Banks, in comparison to other companies, need to provide protection to a much broader pool of stakeholders, particularly depositors who do not usually have the possibility to influence the banks’ business decisions. This requires a much deeper involvement of the Board in strategic issues and risk oversight, as it must fully understand the risks the bank is exposed to and be able to monitor them effectively. This can be done through committees which provide necessary and effective support to the Board on matters related to audit, risk management, nomination and renumeration, stakeholder relationship, etc.

The Circular provides for mandatory three specialized board committees viz the audit committee, the risk management committee, and the nomination and renumeration committee, and also specifies the composition of these committees as well the qualification of its members. Under the Listing Regulations a listed bank is required to constitute audit committee, the risk management committee, and the nomination and renumeration committee and these committees are required to convene meetings once each year. The Circular mandates that all banks will be required to constitute an audit committee and the risk management committee (with meetings at least once every quarter) and nomination and renumeration committee (with meetings as required).

The Circular also calls for a distinct chairperson of each committee to prevent any interference of one chairperson into the chairmanship of other committees. This will decentralize the functions of audit, risk management, and nomination of directors, thereby preventing one-sided decisions of an autocratic management.

Age, tenure, and remunerations of non-executive directors

Under the Listing Regulations, no person can be appointed or continue as a non-executive director of a listed company after attaining the age of seventy-five years, unless a special resolution is passed justifying the reason for such appointment. The Circular now caps the age of non-executive directors of banks to seventy-five years post which no person will be allowed to continue in such position. Also, the total tenure of a non-executive director has been confined to eight years with an option of reappointment after a cooling period of three years. During the cooling period, the person can be appointed as a director in another bank.

At present, banks in private sector pay only sitting fees to non-executive directors, and no other remuneration is paid to them. To enable the banks to attract and retain professional and qualified non-executive directors to the Board, it is necessary that the non-executive directors are appropriately compensated. The Circular allows banks to pay renumeration to a non-executive director (other than the chairperson of the Board) to a maximum of INR 2,000,000 (Indian Rupees Two Million) per annum.

Tenure of managing director, whole-time directors and CEO

The Banking Regulation Act, 1949 allows for appointment of managing director or whole-time directors of banks for a maximum tenure of five years at a time. Banks may reappoint such individuals for another term not exceeding five years on each occasion, but not earlier than two years before expiry of their current term.

The Circular now reins back the total term of the managing director and CEO and whole-time directors by providing that such an office cannot be held for more than fifteen years. Thereafter, the individual will be eligible for reappointment as managing director and CEO or whole-term director in the same bank, if considered necessary and desirable by the Board, after a cooling period of three years.
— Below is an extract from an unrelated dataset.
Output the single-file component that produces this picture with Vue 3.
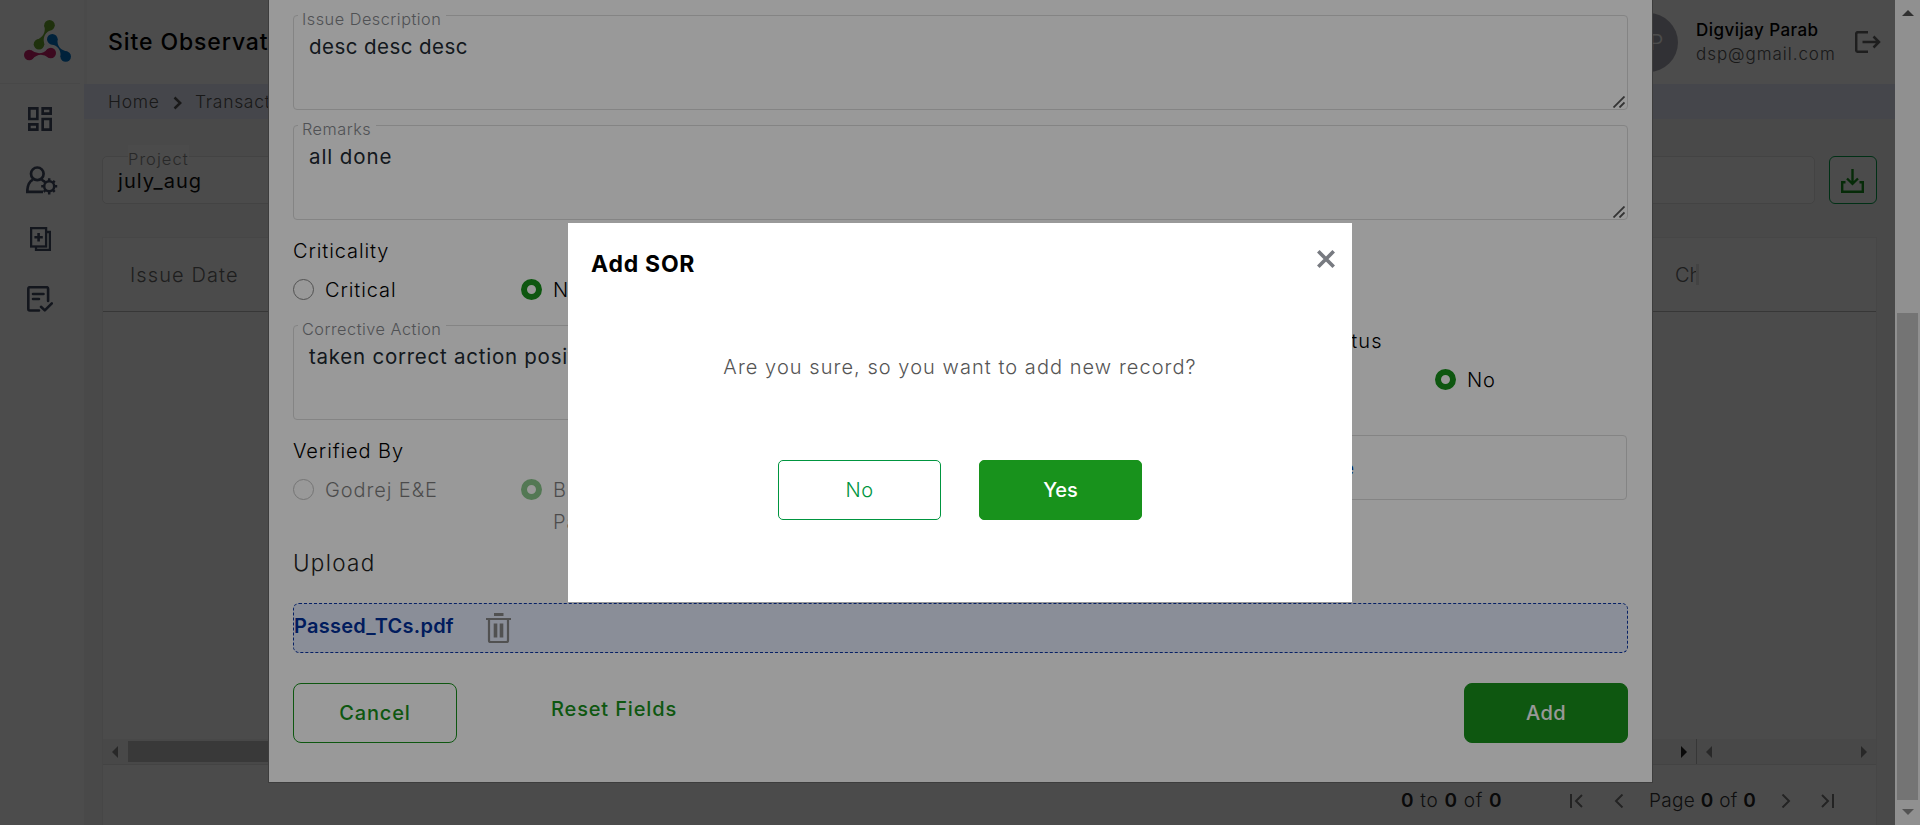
<script setup>
const table = { first: 'Issue Date', last: 'Ch' }
</script>

<template>
  <div class="page">
    <div class="shell">
      <aside class="sidebar">
        <div class="brand">
          <svg width="56" height="50" viewBox="20 16 56 50">
            <g fill="#6aa52e">
              <circle cx="49.5" cy="25.2" r="5.3" /><circle cx="39" cy="44.3" r="5.3" />
              <path d="M52.3 29.6Q41.6 33.3 44.2 44.3L36.2 39.9Q46.8 36.1 44.3 25.2Z" />
            </g>
            <g fill="#0072c6">
              <circle cx="52.3" cy="39.3" r="5.3" /><circle cx="65.7" cy="56.5" r="5.3" />
              <path d="M57.4 38.5Q56.6 49.7 67.8 51.7L60.6 57.3Q61.4 46.1 50.2 44.1Z" />
            </g>
            <g fill="#c81e68">
              <circle cx="29.2" cy="55" r="5.2" /><circle cx="50.8" cy="53" r="5.2" />
              <path d="M32.1 59.3Q39.7 51 48.7 57.7L47.9 48.7Q40.3 57 31.3 50.3Z" />
            </g>
          </svg>
        </div>
        <nav class="nav">
          <span class="slot">
            <svg width="24" height="24" viewBox="3 3 18 18" fill="#424b63">
              <path d="M19 5v2h-4V5h4M9 5v6H5V5h4m10 8v6h-4v-6h4M9 17v2H5v-2h4M21 3h-8v6h8V3zM11 3H3v10h8V3zm10 8h-8v10h8V11zm-10 4H3v6h8v-6z" />
            </svg>
          </span>
          <span class="slot wide">
            <svg width="32" height="29" viewBox="0 0 32 29" fill="none" stroke="#424b63" stroke-width="2.7">
              <circle cx="11.300" cy="7.800" r="6.300" />
              <path d="M7 13.600C3.200 15.500 1.300 19 1.300 25.800H17M15.500 13.600q1.500.7 2.700 2" />
              <circle cx="23.200" cy="20.300" r="5" stroke-width="2.500" />
              <path d="M23.200 15V12.200M23.200 25.600v2.800M17.900 20.300h-2.700M28.500 20.300h2.700M19.400 16.500l-1.700-1.700M27 24.100l1.700 1.700M27 16.500l1.700-1.700M19.400 24.100l-1.700 1.700" stroke-width="2.500" />
            </svg>
          </span>
          <span class="slot">
            <svg width="21" height="24" viewBox="0 0 21 24" fill="none" stroke="#424b63" stroke-width="2.300">
              <rect x="1.100" y="1.100" width="15" height="18.400" />
              <path d="M8.600 6v8.400M4.400 10.200h8.400" stroke-width="2.600" />
              <path d="M16 5h3.900v17.800H6v-3.500" />
            </svg>
          </span>
          <span class="slot">
            <svg width="26" height="26" viewBox="0 0 26 26" fill="none" stroke="#424b63" stroke-width="2.600" stroke-linecap="round" stroke-linejoin="round">
              <path d="M12 24.500H2.800q-1.500 0-1.500-1.500V2.700q0-1.500 1.500-1.500h16.800q1.500 0 1.500 1.500V15" />
              <path d="M6 8h10.500M6 13h6M14 20.800l3.800 3.600 7-7" />
            </svg>
          </span>
        </nav>
      </aside>

      <main class="main">
        <header class="topbar">
          <h1 class="title">Site Observations</h1>
          <div class="user">
            <span class="avatar">DP</span>
            <span class="who">
              <b class="name">Digvijay Parab</b>
              <span class="mail">dsp@gmail.com</span>
            </span>
            <svg class="logout" width="26" height="22" viewBox="0 0 26 22" fill="none" stroke="#666" stroke-width="2.500">
              <path d="M13 1.200H3q-1.800 0-1.800 1.800v16q0 1.800 1.800 1.800h10M7.500 11h16M18.500 5.500L24 11l-5.500 5.500" />
            </svg>
          </div>
        </header>
        <div class="crumbs">
          <span class="home">Home</span>
          <svg width="9" height="14" viewBox="0 0 9 14" fill="none" stroke="#555" stroke-width="2.500"><path d="M1.500 1.500L7.200 7 1.500 12.500" /></svg>
          <span class="here">Transactions</span>
        </div>

        <div class="filters">
          <div class="project"><span class="float">Project</span><span class="value">july_aug</span></div>
          <button class="download">
            <svg width="23" height="24" viewBox="0 0 23 24" fill="none" stroke="#16901c" stroke-width="2.400">
              <path d="M11.500 0v14.500M6 9.500l5.500 5.300L17 9.500M4.500 13.200H1.200v9.600h20.600v-9.600h-3.300" />
            </svg>
          </button>
        </div>

        <div class="grid">
          <div class="grid-head">
            <span class="col-first">{{ table.first }}</span>
            <span class="col-last">{{ table.last }}</span>
            <i class="col-sep"></i>
          </div>
          <div class="grid-body"></div>
          <div class="hscroll">
            <div class="track first-track">
              <svg width="6" height="12" viewBox="0 0 6 12"><path d="M6 0v12L0 6z" fill="#888" /></svg>
              <i class="thumb"></i>
              <svg width="6" height="12" viewBox="0 0 6 12"><path d="M0 0v12l6-6z" fill="#222" /></svg>
            </div>
            <div class="track last-track">
              <svg width="6" height="12" viewBox="0 0 6 12"><path d="M6 0v12L0 6z" fill="#888" /></svg>
              <svg width="6" height="12" viewBox="0 0 6 12"><path d="M0 0v12l6-6z" fill="#888" /></svg>
            </div>
          </div>
          <div class="pager">
            <span class="range"><b>0</b> to <b>0</b> of <b>0</b></span>
            <svg class="p1" width="13" height="14" viewBox="0 0 13 14"><path d="M1 0v14M12 1L6 7l6 6" /></svg>
            <svg class="p2" width="10" height="14" viewBox="0 0 10 14"><path d="M8.500 0.500L2 7l6.500 6.500" /></svg>
            <span class="pages">Page <b>0</b> of <b>0</b></span>
            <svg class="p3" width="10" height="14" viewBox="0 0 10 14"><path d="M1.500 0.500L8 7l-6.500 6.500" /></svg>
            <svg class="p4" width="13" height="14" viewBox="0 0 13 14"><path d="M12 0v14M1 1l6 6-6 6" /></svg>
          </div>
        </div>
      </main>
    </div>

    <div class="backdrop"></div>

    <section class="form">
      <div class="area"><span class="area-label">Issue Description</span><p class="t1">desc desc desc</p>
        <svg class="grip" width="12" height="12" viewBox="0 0 12 12"><path d="M0.500 11.500l11-11M6.500 11.500l5-5" /></svg>
      </div>
      <div class="area"><span class="area-label">Remarks</span><p class="t2">all done</p>
        <svg class="grip" width="12" height="12" viewBox="0 0 12 12"><path d="M0.500 11.500l11-11M6.500 11.500l5-5" /></svg>
      </div>

      <div class="group">
        <div class="label">Criticality</div>
        <div class="radios">
          <label class="radio"><i class="dot"></i><span>Critical</span></label>
          <label class="radio"><i class="dot on"></i><span>Non Critical</span></label>
        </div>
      </div>

      <div class="cols row-action">
        <div class="area"><span class="area-label">Corrective Action</span><p class="t3">taken correct action positively</p></div>
        <div class="group status">
          <div class="label">Compliance Status</div>
          <div class="radios">
            <label class="radio"><i class="dot"></i><span>Yes</span></label>
            <label class="radio"><i class="dot on"></i><span>No</span></label>
          </div>
        </div>
      </div>

      <div class="cols row-verify">
        <div class="group">
          <div class="label">Verified By</div>
          <div class="radios disabled">
            <label class="radio"><i class="dot"></i><span>Godrej E&amp;E</span></label>
            <label class="radio"><i class="dot on"></i><span class="two">Business<br>Partner</span></label>
          </div>
        </div>
        <div class="filebox"><span>Upload File</span></div>
      </div>

      <h2 class="upload">Upload</h2>
      <div class="file">
        <span class="filename">Passed_TCs.pdf</span>
        <svg width="25" height="31" viewBox="0 0 25 31" fill="none" stroke="#888">
          <path d="M8 1.500h9.500" stroke-width="3" />
          <path d="M0 6h25" stroke-width="2" />
          <path d="M3 6v21.500q0 1.500 1.500 1.500h16q1.500 0 1.500-1.500V6" stroke-width="2.200" />
          <path d="M9.500 10.500v14M15.500 10.500v14" stroke-width="3.600" />
        </svg>
      </div>
      <div class="actions">
        <button class="btn cancel">Cancel</button>
        <span class="reset">Reset Fields</span>
        <button class="btn add">Add</button>
      </div>
    </section>

    <div class="vscroll">
      <svg width="12" height="6" viewBox="0 0 12 6"><path d="M0 6h12L6 0z" fill="#505050" /></svg>
      <i class="vthumb"></i>
      <svg width="12" height="6" viewBox="0 0 12 6"><path d="M0 0h12L6 6z" fill="#8b8b8b" /></svg>
    </div>

    <div class="backdrop second"></div>

    <section class="dialog">
      <header class="dialog-head">
        <h3>Add SOR</h3>
        <svg width="18" height="18" viewBox="0 0 18 18" fill="none" stroke="#777a80" stroke-width="3.600"><path d="M1.300 1.300l15.400 15.400M16.700 1.300L1.300 16.700" /></svg>
      </header>
      <p class="question">Are you sure, so you want to add new record?</p>
      <div class="choices">
        <button class="btn no">No</button>
        <button class="btn yes">Yes</button>
      </div>
    </section>
  </div>
</template>

<style>
body { margin: 0; overflow: hidden; }
</style>

<style scoped>
* { box-sizing: border-box; }
.page {
  position: relative; width: 1920px; height: 825px; overflow: hidden; background: #fff;
  font-family: Inter, "Noto Sans", sans-serif; font-size: 20px; font-weight: 350; letter-spacing: 0.9px; color: #000;
}
h1, h2, h3, p { margin: 0; font-weight: 400; }
svg { display: block; flex: none; }
button { font: inherit; letter-spacing: inherit; padding: 0; }

.shell { display: flex; height: 825px; width: 1895px; }
.sidebar { flex: none; width: 84px; background: #fff; padding-right: 4px; }
.brand { height: 84px; border-bottom: 1px solid #f0f0f0; padding: 16px 0 0 20px; }
.nav { padding-top: 5px; }
.slot { display: flex; height: 60px; align-items: center; justify-content: center; }
.slot.wide { padding: 2px 0 0 3px; }

.main { flex: 1; display: flex; flex-direction: column; background: #f5f5f5; }
.topbar { height: 84px; flex: none; display: flex; align-items: center; justify-content: space-between; background: #fff; border-left: 3px solid #f8f8f8; padding: 0 14px 0 21px; }
.title { font-size: 23px; font-weight: 450; letter-spacing: 0.9px; }
.user { display: flex; align-items: center; }
.avatar { width: 59px; height: 59px; border-radius: 50%; background: #a7a7b2; color: #fff; display: flex; align-items: center; justify-content: center; font-size: 22px; margin-right: 18px; }
.who { display: flex; flex-direction: column; width: 159px; line-height: 24px; font-size: 17px; }
.name { font-weight: 500; letter-spacing: 0.45px; }
.mail { color: #555; letter-spacing: 0.95px; }
.crumbs { height: 35px; flex: none; display: flex; align-items: center; background: #e9ecfb; padding-left: 24px; font-size: 17.500px; color: #555; letter-spacing: 0.7px; }
.crumbs svg { margin-top: 3px; }
.home { width: 65px; }
.here { margin-left: 13px; }
.crumbs .home, .crumbs .here { margin-top: -1px; }

.filters { flex: none; display: flex; justify-content: space-between; padding: 37px 18px 0 18px; }
.project { position: relative; width: 1713px; height: 48px; border: 1px solid #e0e0e0; border-radius: 5px; background: #fdfdfd; padding-left: 15px; display: flex; align-items: center; }
.float { position: absolute; left: 25px; top: -12px; height: 22px; line-height: 28px; font-size: 16.500px; color: #888; background: #fafafa; letter-spacing: 1.050px; }
.value { padding-top: 1px; color: #111; font-weight: 400; letter-spacing: 1.050px; }
.download { width: 48px; height: 48px; border: 1px solid #00a047; border-radius: 6px; background: #fdfdfd; display: flex; align-items: center; justify-content: center; padding: 1px 2px 0 0; }

.grid { margin: 33px 18px 0 18px; flex: 1; display: flex; flex-direction: column; border: 1px solid #ececec; border-bottom: 0; background: #fdfdfd; }
.grid-head { flex: none; height: 74px; display: flex; align-items: center; border-bottom: 1px solid #bbb; padding: 0 0 0 27px; color: #666; }
.col-first { width: 1545px; letter-spacing: 1.100px; }
.col-last { width: 21px; overflow: hidden; letter-spacing: 0; }
.col-sep { width: 3px; height: 21px; background: #e2e2e2; }
.grid-body { flex: none; height: 427px; }
.hscroll { flex: none; height: 26px; display: flex; border-bottom: 1px solid #e2e2e2; background: #f1f1f1; }
.track { display: flex; align-items: center; justify-content: space-between; }
.first-track { width: 1594px; padding: 0 9px; border-right: 1px solid #bbb; }
.thumb { width: 1200px; height: 21px; background: #c1c1c1; margin: 0 auto 0 10px; }
.last-track { flex: 1; padding: 0 9px 0 9px; }
.pager { flex: none; display: flex; align-items: center; height: 71px; padding-left: 1298px; font-size: 19px; color: #333; }
.pager b { font-weight: 600; color: #222; }
.pager svg { fill: none; stroke: #777; stroke-width: 2; }
.range { width: 169px; letter-spacing: 0.7px; white-space: nowrap; }
.p1 { margin-right: 31px; }
.pages { margin-left: 25px; width: 132px; letter-spacing: 0.300px; white-space: nowrap; }
.p4 { margin-left: 30px; }

.backdrop { position: absolute; inset: 0; background: rgba(0, 0, 0, 0.5); }
.backdrop.second { background: rgba(0, 0, 0, 0.4); }

.form { position: absolute; left: 268px; top: -1px; width: 1385px; height: 784px; background: #fff; border: 1px solid #666; padding: 15px 24px 0; }
.area { position: relative; height: 95px; border: 1px solid #dcdcdc; border-radius: 4px; margin-bottom: 15px; color: #222b33; }
.area p { padding: 17px 0 0 15px; line-height: 28px; font-size: 20.500px; font-weight: 400; }
.area .t1 { letter-spacing: 0.45px; }
.area .t2 { letter-spacing: 0.9px; }
.area .t3 { letter-spacing: 0.75px; }
.area-label { position: absolute; left: 4px; top: -8px; padding: 0 5px 0 4px; line-height: 22px; font-size: 16.300px; background: #fff; color: #85888d; letter-spacing: 0.5px; white-space: nowrap; }
.grip { position: absolute; right: 2px; bottom: 1px; fill: none; stroke: #555; stroke-width: 1.800; }
.group { padding-top: 1px; }
.label { height: 30px; line-height: 30px; margin-bottom: 13px; white-space: nowrap; }
.radios { display: flex; height: 21px; }
.radio { flex: none; display: flex; width: 228px; align-items: flex-start; line-height: 22px; white-space: nowrap; }
.status .radio { width: 246px; }
.status .label { letter-spacing: 1.150px; }
.dot { flex: none; width: 21px; height: 21px; border: 1px solid #888; border-radius: 50%; margin-right: 11px; }
.dot.on { border: 6px solid #18921c; }
.disabled { opacity: 0.5; }
.two { line-height: 32px; margin-top: -5px; }
.cols { display: grid; grid-template-columns: 878px 438px; column-gap: 18px; }
.row-action { margin-top: 25px; height: 110px; }
.row-verify { height: 118px; }
.filebox { height: 65px; border: 1px solid #dcdcdc; border-radius: 4px; color: #003aa0; display: flex; align-items: center; }
.filebox span { width: 165px; text-align: right; font-weight: 500; }
.upload { height: 20px; line-height: 20px; font-size: 22.500px; font-weight: 350; letter-spacing: 1.300px; margin-bottom: 30px; color: #222; }
.file { height: 50px; border: 1px dashed #0a36a8; border-radius: 6px; background: #e6edfd; display: flex; align-items: center; }
.filename { width: 192px; font-weight: 600; color: #00309c; padding: 0 0 4px 0; letter-spacing: 0.250px; }
.actions { display: flex; align-items: center; padding-top: 30px; }
.btn { display: flex; align-items: center; justify-content: center; width: 164px; height: 60px; border: 1px solid #18921c; border-radius: 8px; background: #fff; color: #18921c; }
.cancel, .reset, .add { font-weight: 500; letter-spacing: 0.85px; }
.reset { color: #18921c; margin-left: 94px; padding-bottom: 8px; }
.btn.add { margin-left: auto; background: #18921c; color: #fff; letter-spacing: 0.5px; }

.vscroll { position: absolute; top: 0; right: 0; width: 25px; height: 825px; background: #f1f1f1; display: flex; flex-direction: column; align-items: center; padding-top: 10px; }
.vthumb { width: 21px; height: 487px; background: #c1c1c1; margin: 297px 0 9px; }

.dialog { position: absolute; left: 568px; top: 223px; width: 784px; height: 379px; background: #fff; }
.dialog-head { display: flex; justify-content: space-between; align-items: flex-start; padding: 27px 17px 0 23px; }
.dialog-head h3 { font-size: 23px; line-height: 28px; font-weight: 650; letter-spacing: 0.75px; }
.question { margin-top: 74px; height: 30px; line-height: 30px; text-align: center; color: #555; font-weight: 350; letter-spacing: 1.050px; }
.choices { display: flex; justify-content: center; gap: 38px; margin-top: 78px; }
.choices .btn { width: 163px; border-radius: 5px; }
.choices .no { border-color: #00953f; color: #00953f; letter-spacing: 0.4px; }
.choices .yes { background: #18921c; color: #fff; font-weight: 500; letter-spacing: 0; }
</style>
During this three-year cooling period, the individual shall not be appointed or associated with the bank or its group entities in any capacity, either directly or indirectly.

Managing director and CEO or whole-time director who is also a promoter/ major shareholder cannot hold these posts for more than twelve years. However, RBI may allow such individuals to continue up to fifteen years in extraordinary circumstances and at RBI’s sole discretion. The Circular clarifies that those banks where the managing director and CEOs or whole-time directors have already completed their twelve / fifteen years tenure as on date of issuance of the Circular and had their terms extended, such managing director and CEOs or whole-time directors will be allowed to complete the remainder of their current term.

The new guidelines under the Circular will impact the current heads of several banks like Kotak Mahindra Bank, DCB Bank, City Union Bank, Federal Bank and RBL Bank, where they have been holding such post for more than ten years. In the case of Kotak Mahindra Bank, Mr. Uday Kotak, the promoter and also the managing director and CEO since 2003, who was reappointed on 01 January 2021 for a period of three years, will not be eligible for reappointment once his current term expires on 31 December 2023. However, he will continue to remain a stakeholder in the bank. The intent of the RBI is to separate ownership and management to ensure that a system of checks and balances is in place, and that unprejudiced decision are taken in the best interest of the bank.

Our thoughts

The intent of the Circular is for banks to have a Board which is independent of the management and enriched with appropriate balance of skill, experience, and knowledge. The independent directors will be given the power to monitor and guide the Board committees relating to audit, risk management and nomination of other able and qualified directors, thereby improving corporate credibility and accountability.

The Circular also places several checks and balances when it comes to the term of directors and managing directors of the banks, especially when such managing directors are also promoters of the bank. It can be argued that an excessively long tenure of the executive directors may likely result in governance issues and the banks will be better benefited from changes at a regular interval for induction of new energy with a fresh perspective. Overall, the Circular seeks to enhance bank governance standards in India, especially in the aftermath of recent scams. It strongly focuses on the Board and the various committees under the Board, whose duties and responsibilities find specific treatment. Ultimately, the efficacy of implementation of these guidelines will depend on timely enforcement by RBI.